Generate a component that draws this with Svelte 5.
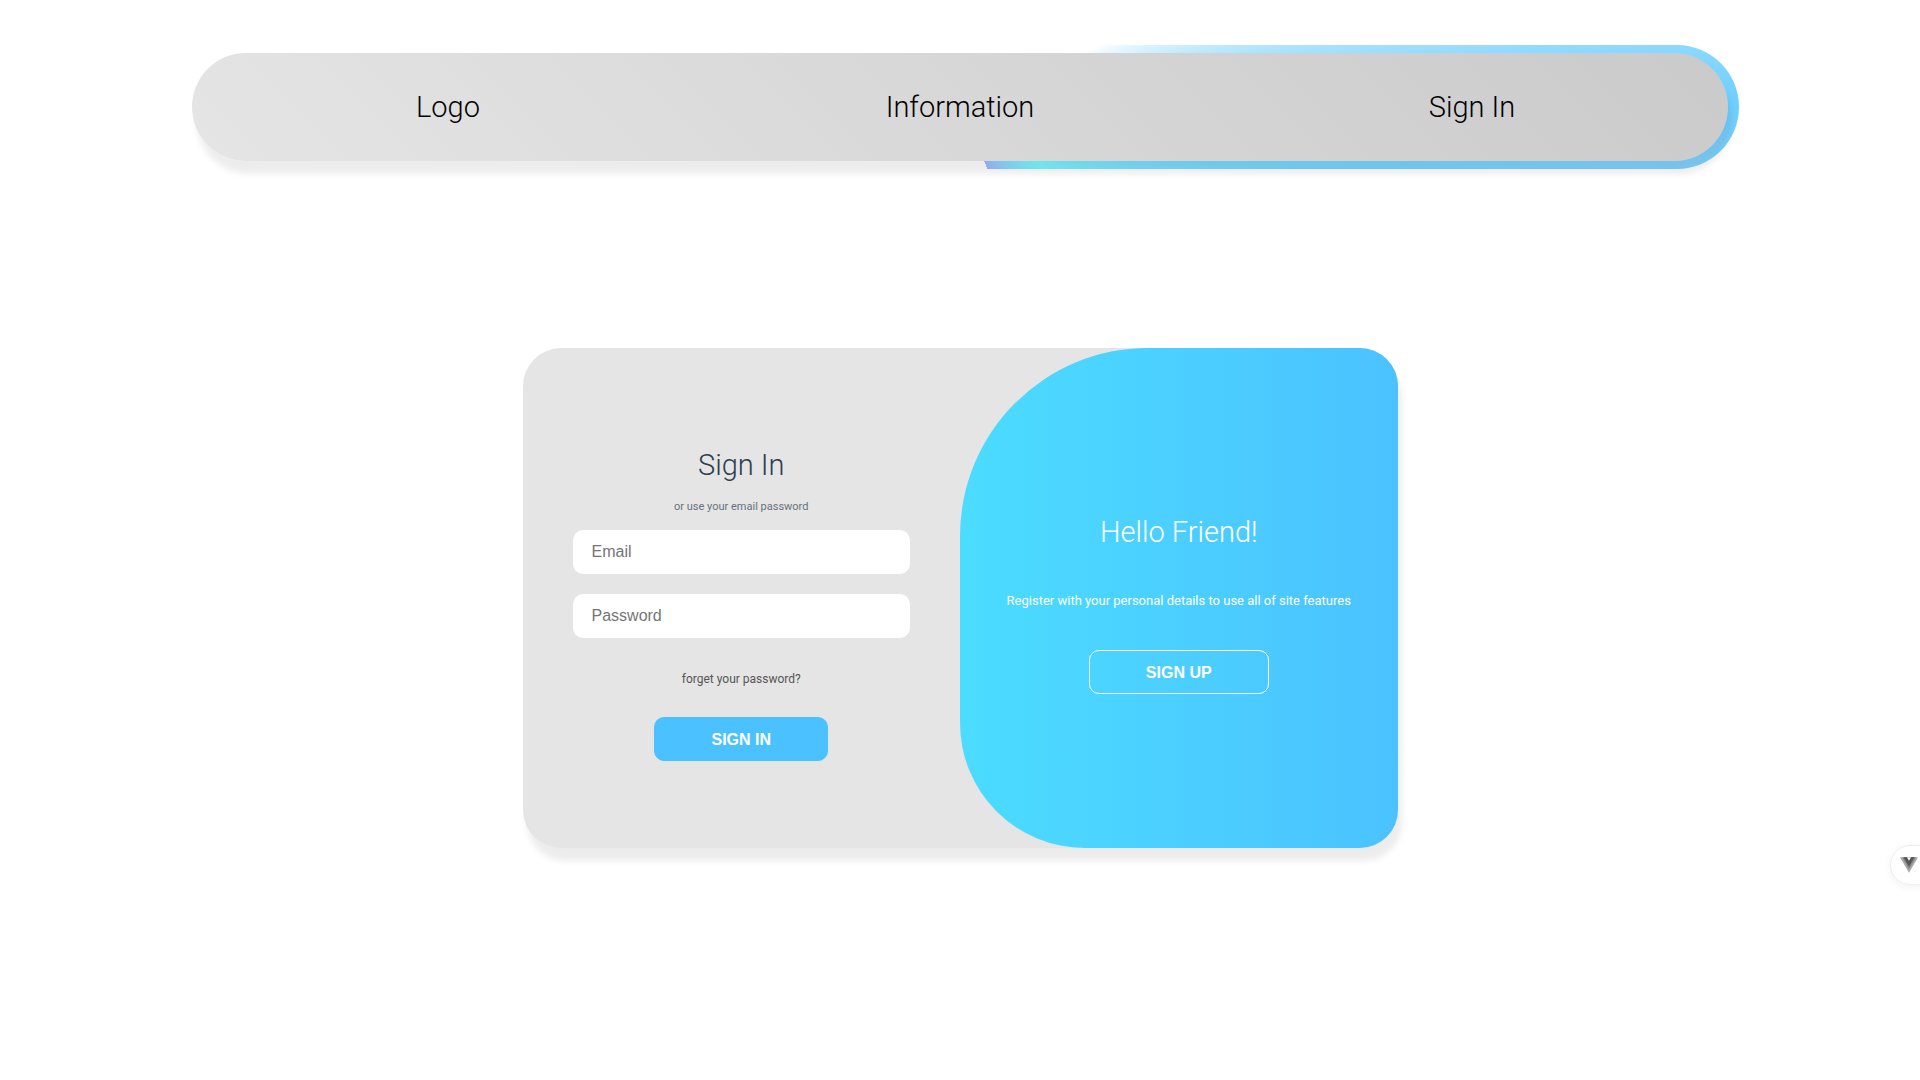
<script>
  let email = $state('');
  let password = $state('');
  const links = ['Logo', 'Information', 'Sign In'];
</script>

<div class="page">
  <header class="bar">
    <nav>
      {#each links as link}
        <a href="#top">{link}</a>
      {/each}
    </nav>
  </header>

  <main class="card">
    <form class="sign-in" onsubmit={(e) => e.preventDefault()}>
      <h1>Sign In</h1>
      <p class="hint">or use your email password</p>
      <input type="email" placeholder="Email" aria-label="Email" bind:value={email} />
      <input type="password" placeholder="Password" aria-label="Password" bind:value={password} />
      <a class="forgot" href="#forgot">forget your password?</a>
      <button class="solid" type="submit">SIGN IN</button>
    </form>
    <section class="welcome">
      <h1>Hello Friend!</h1>
      <p>Register with your personal details to use all of site features</p>
      <button class="outline" type="button">SIGN UP</button>
    </section>
  </main>

  <button class="devtools" type="button" aria-label="Toggle devtools">
    <svg viewBox="0 0 256 221" width="18" height="16" aria-hidden="true">
      <path fill="#a8a8a8" d="M0 0h256L128 220.8z" />
      <path fill="#858585" d="M30 0h196L128 172z" />
      <path fill="#555" d="M50.56 0h154.24L128 133.12z" />
      <path fill="#fff" d="M97.92 0h59.52L128 51.2z" />
    </svg>
  </button>
</div>

<style>
  :global(body) {
    margin: 0;
    background: #fff;
  }
  .page {
    min-height: 100vh;
    box-sizing: border-box;
    padding: 53px 20px;
    font-family: Roboto, 'Liberation Sans', sans-serif;
    overflow: hidden;
  }
  h1,
  p {
    margin: 0;
    font-weight: 400;
  }
  a {
    text-decoration: none;
  }
  .bar {
    position: relative;
    z-index: 0;
    box-sizing: border-box;
    width: 82%;
    max-width: 1536px;
    margin: 0 auto;
  }
  .bar::before {
    content: '';
    position: absolute;
    z-index: -1;
    inset: -8px -11px;
    border-radius: 62px;
    background: conic-gradient(
      transparent 66deg,
      #6ecfff 90deg,
      #80d3ff 94deg,
      #79d5ff 98deg,
      #7be0ff 108deg,
      #7bf8ff 126deg,
      #9cbaff 156deg,
      transparent 156deg
    );
  }
  nav {
    display: grid;
    grid-template-columns: repeat(3, 1fr);
    border-radius: 54px;
    background: linear-gradient(45deg, #e5e5e5, #cacaca);
    box-shadow: 4px 13px 6px rgba(0, 0, 0, 0.075);
  }
  nav a {
    color: #000;
    font-size: 29px;
    font-weight: 300;
    line-height: 108px;
    text-align: center;
  }
  .card {
    display: grid;
    grid-template-columns: 1fr 1fr;
    max-width: 875px;
    min-height: 500px;
    margin: 187px auto 0;
    border-radius: 38px;
    background: #e5e5e5;
    box-shadow: 4px 13px 6px rgba(0, 0, 0, 0.075);
  }
  .sign-in,
  .welcome {
    display: flex;
    flex-direction: column;
    align-items: center;
    justify-content: center;
  }
  .sign-in {
    padding: 0 50px;
    color: #2c3e50;
  }
  h1 {
    font-size: 29px;
    font-weight: 300;
    line-height: 60px;
  }
  .hint {
    margin-bottom: 11px;
    color: #66717d;
    font-size: 11px;
    line-height: 24px;
  }
  input {
    box-sizing: border-box;
    width: 100%;
    height: 44px;
    padding: 0 19px;
    border: 0;
    border-radius: 10px;
    outline: 0;
    background: #fff;
    font: 16px 'Liberation Sans', sans-serif;
  }
  input::placeholder {
    color: #757575;
  }
  input + input {
    margin-top: 20px;
  }
  .forgot {
    margin: 31px 0 28px;
    color: #555;
    font-size: 12px;
    line-height: 20px;
  }
  button {
    cursor: pointer;
  }
  .solid,
  .outline {
    box-sizing: border-box;
    height: 44px;
    padding: 2px 56px 0;
    border: 1px solid #fff;
    border-radius: 10px;
    color: #fff;
    font: bold 16px 'Liberation Sans', sans-serif;
  }
  .solid {
    background: #4bc2ff;
    border-color: #4bc2ff;
  }
  .outline {
    background: transparent;
  }
  .welcome {
    border-radius: 188px 38px 38px 125px;
    background: linear-gradient(to right, #4bdcff, #4bc2ff);
    color: #fff;
  }
  .welcome p {
    margin: 27px 0 37px;
    font-size: 13px;
    line-height: 24px;
    text-align: center;
  }
  .devtools {
    position: fixed;
    top: 845px;
    right: -20px;
    display: flex;
    align-items: center;
    box-sizing: border-box;
    width: 50px;
    height: 40px;
    padding: 0 9px;
    border: 1px solid #eee;
    border-radius: 20px;
    background: #fff;
    box-shadow: 0 2px 8px rgba(0, 0, 0, 0.05);
  }
  .devtools svg {
    flex: none;
  }
</style>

——————————

**EXERCISE DIRECTIONS:** Print out the lines exactly, skipping any picture.

**WRITTEN SOLUTION:**
Generate a component that draws this with Svelte 5.
<script>
  let email = $state('');
  let password = $state('');
  const links = ['Logo', 'Information', 'Sign In'];
</script>

<div class="page">
  <header class="bar">
    <nav>
      {#each links as link}
        <a href="#top">{link}</a>
      {/each}
    </nav>
  </header>

  <main class="card">
    <form class="sign-in" onsubmit={(e) => e.preventDefault()}>
      <h1>Sign In</h1>
      <p class="hint">or use your email password</p>
      <input type="email" placeholder="Email" aria-label="Email" bind:value={email} />
      <input type="password" placeholder="Password" aria-label="Password" bind:value={password} />
      <a class="forgot" href="#forgot">forget your password?</a>
      <button class="solid" type="submit">SIGN IN</button>
    </form>
    <section class="welcome">
      <h1>Hello Friend!</h1>
      <p>Register with your personal details to use all of site features</p>
      <button class="outline" type="button">SIGN UP</button>
    </section>
  </main>

  <button class="devtools" type="button" aria-label="Toggle devtools">
    <svg viewBox="0 0 256 221" width="18" height="16" aria-hidden="true">
      <path fill="#a8a8a8" d="M0 0h256L128 220.8z" />
      <path fill="#858585" d="M30 0h196L128 172z" />
      <path fill="#555" d="M50.56 0h154.24L128 133.12z" />
      <path fill="#fff" d="M97.92 0h59.52L128 51.2z" />
    </svg>
  </button>
</div>

<style>
  :global(body) {
    margin: 0;
    background: #fff;
  }
  .page {
    min-height: 100vh;
    box-sizing: border-box;
    padding: 53px 20px;
    font-family: Roboto, 'Liberation Sans', sans-serif;
    overflow: hidden;
  }
  h1,
  p {
    margin: 0;
    font-weight: 400;
  }
  a {
    text-decoration: none;
  }
  .bar {
    position: relative;
    z-index: 0;
    box-sizing: border-box;
    width: 82%;
    max-width: 1536px;
    margin: 0 auto;
  }
  .bar::before {
    content: '';
    position: absolute;
    z-index: -1;
    inset: -8px -11px;
    border-radius: 62px;
    background: conic-gradient(
      transparent 66deg,
      #6ecfff 90deg,
      #80d3ff 94deg,
      #79d5ff 98deg,
      #7be0ff 108deg,
      #7bf8ff 126deg,
      #9cbaff 156deg,
      transparent 156deg
    );
  }
  nav {
    display: grid;
    grid-template-columns: repeat(3, 1fr);
    border-radius: 54px;
    background: linear-gradient(45deg, #e5e5e5, #cacaca);
    box-shadow: 4px 13px 6px rgba(0, 0, 0, 0.075);
  }
  nav a {
    color: #000;
    font-size: 29px;
    font-weight: 300;
    line-height: 108px;
    text-align: center;
  }
  .card {
    display: grid;
    grid-template-columns: 1fr 1fr;
    max-width: 875px;
    min-height: 500px;
    margin: 187px auto 0;
    border-radius: 38px;
    background: #e5e5e5;
    box-shadow: 4px 13px 6px rgba(0, 0, 0, 0.075);
  }
  .sign-in,
  .welcome {
    display: flex;
    flex-direction: column;
    align-items: center;
    justify-content: center;
  }
  .sign-in {
    padding: 0 50px;
    color: #2c3e50;
  }
  h1 {
    font-size: 29px;
    font-weight: 300;
    line-height: 60px;
  }
  .hint {
    margin-bottom: 11px;
    color: #66717d;
    font-size: 11px;
    line-height: 24px;
  }
  input {
    box-sizing: border-box;
    width: 100%;
    height: 44px;
    padding: 0 19px;
    border: 0;
    border-radius: 10px;
    outline: 0;
    background: #fff;
    font: 16px 'Liberation Sans', sans-serif;
  }
  input::placeholder {
    color: #757575;
  }
  input + input {
    margin-top: 20px;
  }
  .forgot {
    margin: 31px 0 28px;
    color: #555;
    font-size: 12px;
    line-height: 20px;
  }
  button {
    cursor: pointer;
  }
  .solid,
  .outline {
    box-sizing: border-box;
    height: 44px;
    padding: 2px 56px 0;
    border: 1px solid #fff;
    border-radius: 10px;
    color: #fff;
    font: bold 16px 'Liberation Sans', sans-serif;
  }
  .solid {
    background: #4bc2ff;
    border-color: #4bc2ff;
  }
  .outline {
    background: transparent;
  }
  .welcome {
    border-radius: 188px 38px 38px 125px;
    background: linear-gradient(to right, #4bdcff, #4bc2ff);
    color: #fff;
  }
  .welcome p {
    margin: 27px 0 37px;
    font-size: 13px;
    line-height: 24px;
    text-align: center;
  }
  .devtools {
    position: fixed;
    top: 845px;
    right: -20px;
    display: flex;
    align-items: center;
    box-sizing: border-box;
    width: 50px;
    height: 40px;
    padding: 0 9px;
    border: 1px solid #eee;
    border-radius: 20px;
    background: #fff;
    box-shadow: 0 2px 8px rgba(0, 0, 0, 0.05);
  }
  .devtools svg {
    flex: none;
  }
</style>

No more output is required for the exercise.